Eleanor, tell me what stuff you are involved with on campus.
E: I’ve definitely overextended myself this semester! But I run the Women’s Club Soccer team, am president of the fly fishing club, MiddFly, and am a senior editor of Clover Magazine, Middlebury’s first fashion publication.
To create some balance between work and extracurriculars, I love going to the gym and walking around town. I usually treat myself with a latte every morning too. I think going to different coffee shops with friends has been one of my favorite self-care rituals this semester.
What about you, John?
J: I sometimes contribute to the Middlebury Campus. I’m a member of our Omega Alpha Social House, where I used to be the social chair. I am also a peer writing tutor at the CTLR (Center for Teaching Learning and Research), where I help freshmen students with their papers. A lot of the work I do with their papers is teaching them not so much to write well, but rather how to write well in an academic context. It’s a skill and not a talent, so it’s pretty great just helping all of these really brilliant first years make their first steps as academic writers. And I, too, love to go to coffee shops with friends.
E: And what’s your favorite one?
J: Little Seed.
E: I’ve found I enjoy different coffee shops for different needs. I go to Little Seed when I need to sit and work for hours, Haymaker when I want to talk to friends for hours, and Royal Oak when I need a break from everything!
Are you reading anything for fun right now?
J: Finals are looming, so I really shouldn’t be reading anything . . . but yes, I am making my way through Temporary Kings, the penultimate book in Anthony Powell’s bittersweet, very funny A Dance to the Music of Time series. He’s a little like Dostoyevsky . . . Dostoyevsky by way of Wodehouse. The characters often think they’re living in a tragedy, but the series is obviously comic.
What have you been reading?
E: I was traveling this weekend and started Mary Oliver’s Upstream. I’ve read various poems of hers through my time in the Environmental Studies department but it’s been lovely reading this collection in its entirety.
John: I love her poem “Wild Geese.”
E: “Attention is the beginning of devotion” has always stuck with me. Oliver’s keen observation of humanity and the natural world compel me as both a reader and writer.
J: What is your ideal reading environment?
E: I think this office deserves some credit in this interview because it’s such a cozy, warm place! Overall, my ideal reading environment is just comfy enough so I don’t fall asleep because the Davis library chairs are way too comfortable, and I fall asleep every time I’m in there.
But ultimately, I need to have a cushioned seat and a drink in hand while reading—coffee or tea, of course.
J: I am a believer in what Virginia Woolf once said: You have to read alone in a room of your own. But there are exceptions to Woolf’s rule.
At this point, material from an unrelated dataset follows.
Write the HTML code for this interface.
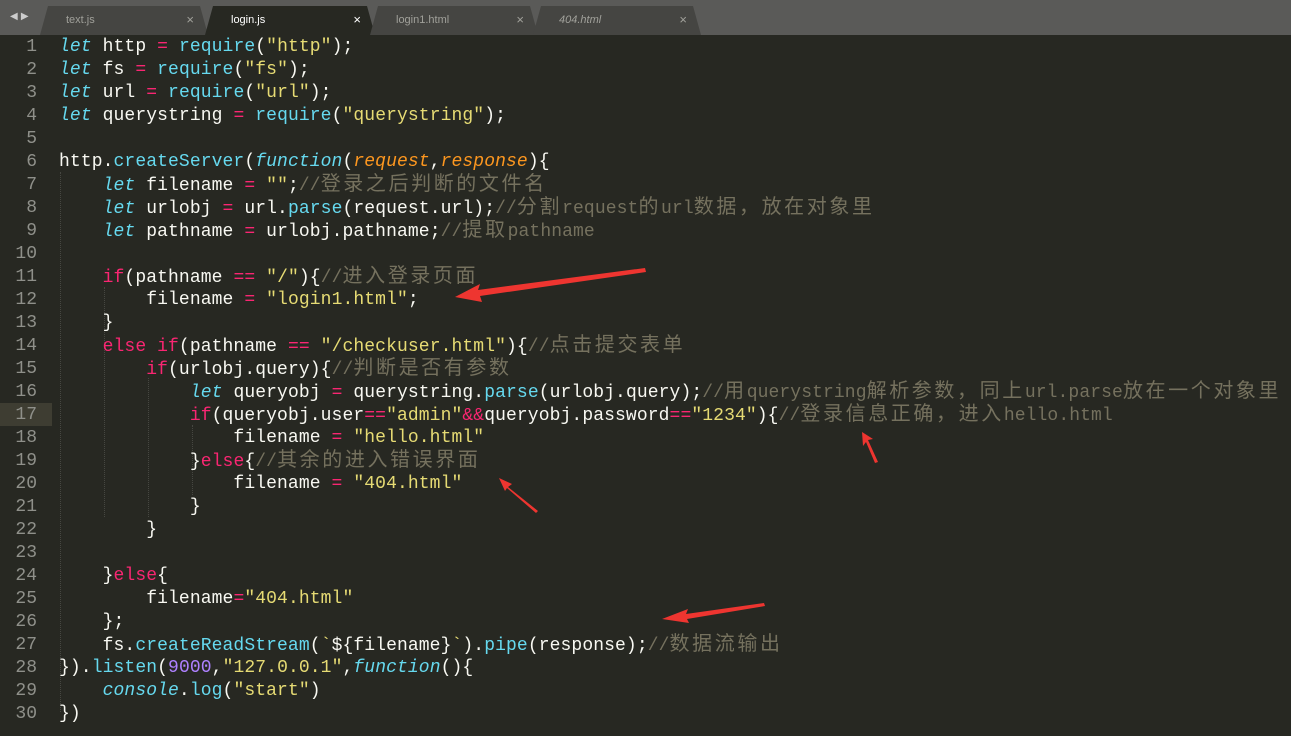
<!DOCTYPE html>
<html><head><meta charset="utf-8"><style>
html,body{margin:0;padding:0}
body{width:1291px;height:736px;background:#272822;position:relative;overflow:hidden;font-family:"Liberation Mono","Noto Sans CJK SC",monospace;font-size:18px;color:#f8f8f2}
.bar{position:absolute;left:0;top:0;width:1291px;height:35px;background:#5a5a58}
.tab{position:absolute;top:6px;height:29px;background:#454542;clip-path:polygon(8px 0,calc(100% - 8px) 0,100% 100%,0 100%);font-family:"Liberation Sans",sans-serif;font-size:11px;color:#a0a09a}
.tab span{position:absolute;left:26px;top:8px}
.tab b{position:absolute;right:14px;top:6px;font-weight:normal;font-size:13px}
.tab.act{background:#272822;color:#fff}
.ln{position:absolute;left:0;width:37px;text-align:right;color:#8f908a;height:23px;line-height:23px}
.l{position:absolute;left:59px;white-space:pre;height:23px;line-height:23px;letter-spacing:0.1px}
.k{color:#f92672}.f{color:#66d9ef}.i{color:#66d9ef;font-style:italic}.s{color:#e6db74}.c{color:#75715e}.p{color:#fd971f;font-style:italic}.n{color:#ae81ff}
.z{font-size:20px;letter-spacing:2.6px}
.g{position:absolute;width:1px;border-left:1px dotted #464741}
</style></head><body>
<div class="bar"></div>
<div style="position:absolute;left:10px;top:11px;color:#ccc;font-size:10px;font-family:'DejaVu Sans',sans-serif">◀ ▶</div>
<div class="tab" style="left:40px;width:168px"><span style="font-style:normal">text.js</span><b>×</b></div>
<div class="tab act" style="left:205px;width:170px"><span>login.js</span><b>×</b></div>
<div class="tab" style="left:370px;width:168px"><span>login1.html</span><b>×</b></div>
<div class="tab" style="left:533px;width:168px"><span style="font-style:italic">404.html</span><b>×</b></div>
<div style="position:absolute;left:0;top:403px;width:52px;height:23px;background:#3e3d32"></div>
<div class="g" style="left:60px;top:172px;height:540px"></div>
<div class="g" style="left:104px;top:287px;height:230px"></div>
<div class="g" style="left:148px;top:378px;height:139px"></div>
<div class="g" style="left:192px;top:425px;height:70px"></div>
<div id="c"></div>
<script>
var L=[
'<span class="i">let</span> http <span class="k">=</span> <span class="f">require</span>(<span class="s">"http"</span>);',
'<span class="i">let</span> fs <span class="k">=</span> <span class="f">require</span>(<span class="s">"fs"</span>);',
'<span class="i">let</span> url <span class="k">=</span> <span class="f">require</span>(<span class="s">"url"</span>);',
'<span class="i">let</span> querystring <span class="k">=</span> <span class="f">require</span>(<span class="s">"querystring"</span>);',
'',
'http.<span class="f">createServer</span>(<span class="i">function</span>(<span class="p">request</span>,<span class="p">response</span>){',
'    <span class="i">let</span> filename <span class="k">=</span> <span class="s">""</span>;<span class="c">//<span class="z">登录之后判断的文件名</span></span>',
'    <span class="i">let</span> urlobj <span class="k">=</span> url.<span class="f">parse</span>(request.url);<span class="c">//<span class="z">分割</span>request<span class="z">的</span>url<span class="z">数据，放在对象里</span></span>',
'    <span class="i">let</span> pathname <span class="k">=</span> urlobj.pathname;<span class="c">//<span class="z">提取</span>pathname</span>',
'',
'    <span class="k">if</span>(pathname <span class="k">==</span> <span class="s">"/"</span>){<span class="c">//<span class="z">进入登录页面</span></span>',
'        filename <span class="k">=</span> <span class="s">"login1.html"</span>;',
'    }',
'    <span class="k">else if</span>(pathname <span class="k">==</span> <span class="s">"/checkuser.html"</span>){<span class="c">//<span class="z">点击提交表单</span></span>',
'        <span class="k">if</span>(urlobj.query){<span class="c">//<span class="z">判断是否有参数</span></span>',
'            <span class="i">let</span> queryobj <span class="k">=</span> querystring.<span class="f">parse</span>(urlobj.query);<span class="c">//<span class="z">用</span>querystring<span class="z">解析参数，同上</span>url.parse<span class="z">放在一个对象里</span></span>',
'            <span class="k">if</span>(queryobj.user<span class="k">==</span><span class="s">"admin"</span><span class="k">&amp;&amp;</span>queryobj.password<span class="k">==</span><span class="s">"1234"</span>){<span class="c">//<span class="z">登录信息正确，进入</span>hello.html</span>',
'                filename <span class="k">=</span> <span class="s">"hello.html"</span>',
'            }<span class="k">else</span>{<span class="c">//<span class="z">其余的进入错误界面</span></span>',
'                filename <span class="k">=</span> <span class="s">"404.html"</span>',
'            }',
'        }',
'',
'    }<span class="k">else</span>{',
'        filename<span class="k">=</span><span class="s">"404.html"</span>',
'    };',
'    fs.<span class="f">createReadStream</span>(<span class="s">`</span>${filename}<span class="s">`</span>).<span class="f">pipe</span>(response);<span class="c">//<span class="z">数据流输出</span></span>',
'}).<span class="f">listen</span>(<span class="n">9000</span>,<span class="s">"127.0.0.1"</span>,<span class="i">function</span>(){',
'    <span class="i">console</span>.<span class="f">log</span>(<span class="s">"start"</span>)',
'})'];
var h='';
for(var j=0;j<L.length;j++){var t=(35.5+j*23.03).toFixed(1);
h+='<div class="ln" style="top:'+t+'px">'+(j+1)+'</div><div class="l" style="top:'+t+'px">'+L[j]+'</div>';}
document.getElementById('c').innerHTML=h;
</script>
<svg style="position:absolute;left:0;top:0" width="1291" height="736">
<g fill="#ee3530">
<polygon points="645,268 478,290 480,284 455,297 482,302 480,296 646,272"/>
<polygon points="878,462 868,440 873,439 862,432 863,446 866,442 875,463"/>
<polygon points="538,511 508,487 512,484 499,478 505,491 507,488 536,513"/>
<polygon points="764,603 686,614 688,609 662,619 689,623 687,619 765,606"/>
</g>
</svg>
</body></html>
The other day I was waiting for a friend in Two Brothers Tavern, and I read some of Temporary Kings for a few minutes. Reading Anthony Powell in a bar is an interesting experience. A lot of the characters in his novels do that sort of thing more frequently than they probably should.
E: What is your favorite task here in the office?
J: My favorite task was copyediting the pieces we published on the website. After reading some of them in the reading group last summer, it was a real treat to see NER authors get the publicity their incredible work deserves.
E: I think my favorite task was doing the author book posts every month. Every month we post new releases from authors who’ve been published in NER. This past weekend, I wandered through a bookstore in Colorado and saw Ocean Vuong’s Time is a Mother featured in their “New and Noteworthy” section. I wrote about his new poetry collection for the April new book post. NER authors are so talented and it’s a rewarding experience to have even a small role in their path to success, one that maybe began with the New England Review. Gosh, it also makes me want to read and read and read! (And then maybe one day write my own “New and Noteworthy” book!)
You’re graduating in a few weeks! Any plans for the summer and what’s to come?
J: I’m moving to New York and starting a job at an expert network company! Currently trying to find an affordable room in Manhattan. And what are your summer plans?
E: I’m going back home to Colorado, returning to work at a fly shop, and waiting to hear back from remote summer publishing internships, so I’m a little stressed (nervous laughter).
J: You mentioned your passion for fly fishing. What is your favorite fly fishing story?
E: Hmm. I’d have to say the story in Norman Maclean’s A River Runs Through It when Paul is swept through the Blackfoot River, holding his rod high above the water with a trout at the end of his line.
For me, there are many moments I can think of, but my best fishing stories are less about the size of the fish and more about the places I’m in and the people I’m with.
Do you have a favorite genre of submissions to read and go through?
J: I enjoy the nonfiction submissions, particularly the reviews of works I have never read before. It’s so exciting reading non-academic reviews, especially when the subject is a topic that the author is clearly passionate about.
How about you?
E: I also tend to gravitate towards nonfiction, especially essays centered on adventure and self-reflection. I am especially fond of Thomas Dai’s “Driving Days” from NER 42.2.
J: I absolutely loved Mark Harman’s erudite, hilarious piece published in NER 43.1 “Borges Translates Joyce Who Translates Himself.”
It was so nice talking with you about your experience at NER, Eleanor!
E: You too, John! I wish you all the best, this summer and beyond!